(RECORD EXTRACTS):

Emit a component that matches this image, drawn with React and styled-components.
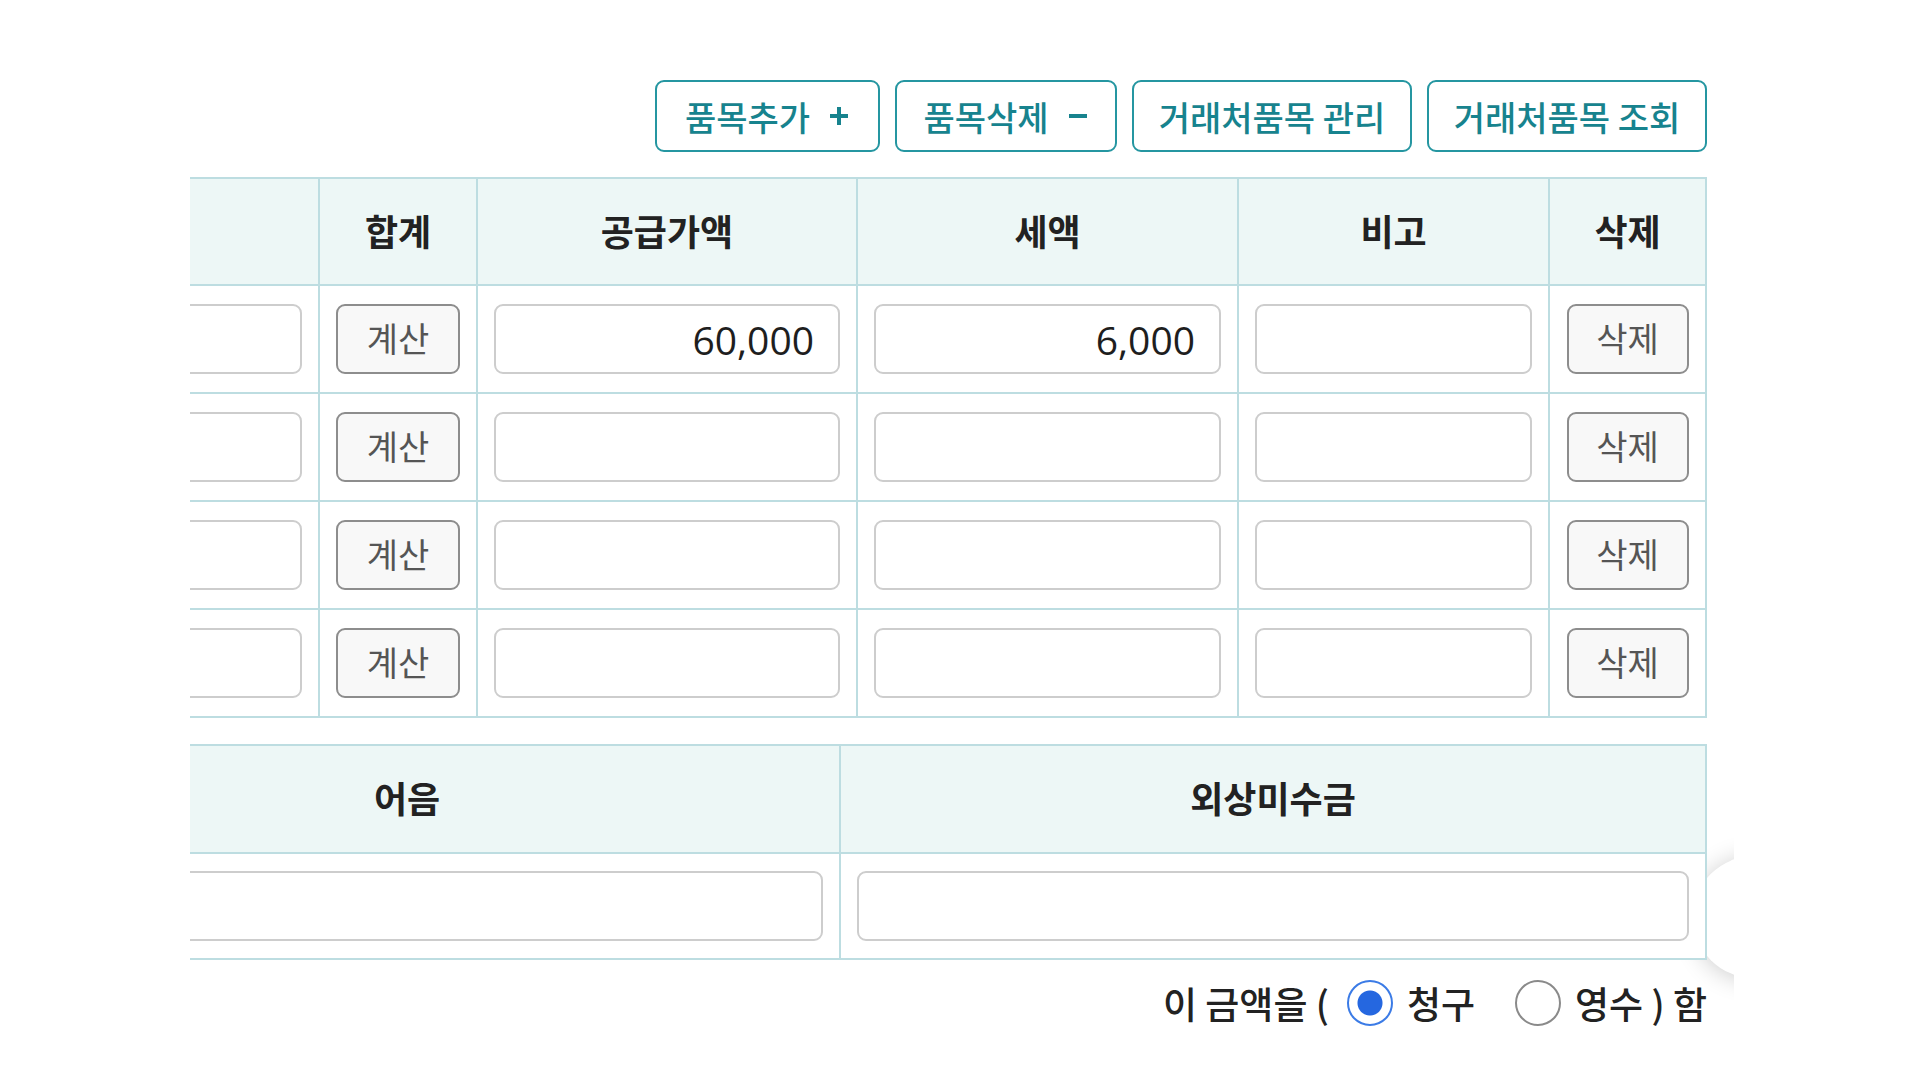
import React from "react";
import styled, { createGlobalStyle } from "styled-components";

const GlobalStyle = createGlobalStyle`
  body {
    margin: 0;
    background: #fff;
    font-family: "Noto Sans CJK KR", "Noto Sans", sans-serif;
    color: #222;
  }
`;

const Frame = styled.div`
  position: relative;
  width: 1734px;
  height: 1080px;
  box-sizing: border-box;
  padding: 80px 27px 0 190px;
  overflow: hidden;
`;

// floating round button peeking out at the right edge, behind the tables
const FloatCircle = styled.div`
  position: absolute;
  left: 1693px;
  top: 856px;
  width: 122px;
  height: 122px;
  border-radius: 50%;
  background: #fff;
  box-shadow: 0 2px 24px rgba(0, 0, 0, 0.2);
  z-index: 0;
`;

const Content = styled.div`
  position: relative;
  z-index: 1;
`;

const Toolbar = styled.div`
  display: flex;
  justify-content: flex-end;
  gap: 15px;
`;

const ToolButton = styled.button`
  display: flex;
  align-items: center;
  justify-content: center;
  gap: 18px;
  width: ${(p) => p.w}px;
  height: 72px;
  box-sizing: border-box;
  padding: 0;
  border: 2px solid #2596a1;
  border-radius: 9px;
  background: #fff;
  color: #17838e;
  font-family: "Noto Sans CJK KR", sans-serif;
  font-size: 34px;
  font-weight: 500;
  svg {
    width: 22px;
    height: 22px;
  }
`;

// the tables are wider than the view; they hang off to the left and are clipped
const TableWrap = styled.div`
  display: flex;
  justify-content: flex-end;
  overflow: hidden;
  margin-top: ${(p) => p.mt}px;
`;

const Table = styled.table`
  flex-shrink: 0;
  border-collapse: collapse;
  table-layout: fixed;
  background: #fff;
  th,
  td {
    border: 2px solid #bddde1;
    box-sizing: border-box;
  }
  th {
    height: ${(p) => p.headH}px;
    padding: 0 0 4px;
    background: #edf7f6;
    font-size: 36px;
    font-weight: 700;
    color: #222;
    text-align: center;
  }
  td {
    height: ${(p) => p.rowH}px;
    padding: 0 16px;
    text-align: center;
  }
`;

const Field = styled.input`
  display: block;
  width: 100%;
  height: 70px;
  box-sizing: border-box;
  border: 2px solid #cdcdcd;
  border-radius: 9px;
  padding: 0 24px;
  background: #fff;
  font-family: "Open Sans", "Noto Sans CJK KR", sans-serif;
  font-size: 39px;
  color: #1e1e1e;
  text-align: right;
  outline: none;
`;

const CellButton = styled.button`
  width: ${(p) => p.w}px;
  height: 70px;
  box-sizing: border-box;
  border: 2px solid #8d8d8d;
  border-radius: 9px;
  background: #f8f8f8;
  color: #555;
  font-family: "Noto Sans CJK KR", sans-serif;
  font-size: 34px;
  padding: 0 0 3px;
`;

const AmountRow = styled.div`
  display: flex;
  justify-content: flex-end;
  align-items: center;
  margin-top: 16px;
  font-size: 37px;
  font-weight: 500;
  color: #222;
  span {
    white-space: pre;
  }
`;

const Radio = styled.span`
  display: inline-block;
  flex-shrink: 0;
  width: 46px;
  height: 46px;
  box-sizing: border-box;
  border-radius: 50%;
  margin: 0 14px 0 ${(p) => p.ml}px;
  border: 2px solid ${(p) => (p.checked ? "#3b7be6" : "#8a8a8a")};
  background: ${(p) =>
    p.checked
      ? "radial-gradient(circle, #2567e0 0 12px, #fff 13px)"
      : "#fff"};
`;

const PlusIcon = () => (
  <svg viewBox="0 0 22 22">
    <path d="M11 2v18M2 11h18" stroke="currentColor" strokeWidth="4" />
  </svg>
);

const MinusIcon = () => (
  <svg viewBox="0 0 22 22">
    <path d="M2 11h18" stroke="currentColor" strokeWidth="4" />
  </svg>
);

const rows = [
  { supply: "60,000", tax: "6,000" },
  { supply: "", tax: "" },
  { supply: "", tax: "" },
  { supply: "", tax: "" },
];

const App = () => {
  return (
    <>
      <GlobalStyle />
      <Frame>
        <FloatCircle />
        <Content>
          <Toolbar>
            <ToolButton w={225}>
              품목추가 <PlusIcon />
            </ToolButton>
            <ToolButton w={222}>
              품목삭제 <MinusIcon />
            </ToolButton>
            <ToolButton w={280}>거래처품목 관리</ToolButton>
            <ToolButton w={280}>거래처품목 조회</ToolButton>
          </Toolbar>

          <TableWrap mt={25}>
            <Table headH={107} rowH={108}>
              <colgroup>
                <col style={{ width: 300 }} />
                <col style={{ width: 402 }} />
                <col style={{ width: 156 }} />
                <col style={{ width: 380 }} />
                <col style={{ width: 381 }} />
                <col style={{ width: 311 }} />
                <col style={{ width: 157 }} />
              </colgroup>
              <thead>
                <tr>
                  <th />
                  <th />
                  <th>합계</th>
                  <th>공급가액</th>
                  <th>세액</th>
                  <th>비고</th>
                  <th>삭제</th>
                </tr>
              </thead>
              <tbody>
                {rows.map((r, i) => (
                  <tr key={i}>
                    <td>
                      <Field readOnly value="" />
                    </td>
                    <td>
                      <Field readOnly value="" />
                    </td>
                    <td>
                      <CellButton w={124}>계산</CellButton>
                    </td>
                    <td>
                      <Field readOnly value={r.supply} />
                    </td>
                    <td>
                      <Field readOnly value={r.tax} />
                    </td>
                    <td>
                      <Field readOnly value="" />
                    </td>
                    <td>
                      <CellButton w={122}>삭제</CellButton>
                    </td>
                  </tr>
                ))}
              </tbody>
            </Table>
          </TableWrap>

          <TableWrap mt={26}>
            <Table headH={108} rowH={106}>
              <colgroup>
                <col style={{ width: 866 }} />
                <col style={{ width: 866 }} />
                <col style={{ width: 866 }} />
              </colgroup>
              <thead>
                <tr>
                  <th />
                  <th>어음</th>
                  <th>외상미수금</th>
                </tr>
              </thead>
              <tbody>
                <tr>
                  <td>
                    <Field readOnly value="" />
                  </td>
                  <td>
                    <Field readOnly value="" />
                  </td>
                  <td>
                    <Field readOnly value="" />
                  </td>
                </tr>
              </tbody>
            </Table>
          </TableWrap>

          <AmountRow>
            <span>이 금액을 (</span>
            <Radio checked ml={18} />
            <span>청구</span>
            <Radio ml={40} />
            <span>영수 ) 함</span>
          </AmountRow>
        </Content>
      </Frame>
    </>
  );
};

export default App;
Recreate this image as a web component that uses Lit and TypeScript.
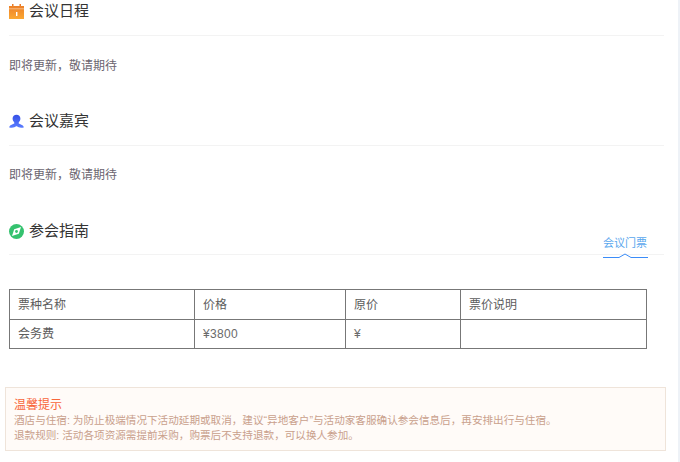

(INSTRUCTIONS TO FOLLOW): Copy each line holding the word "components" from the listing above.

(WORKED SOLUTION):
Emit a component that matches this image, drawn with React and styled-components.
import styled, { createGlobalStyle } from "styled-components";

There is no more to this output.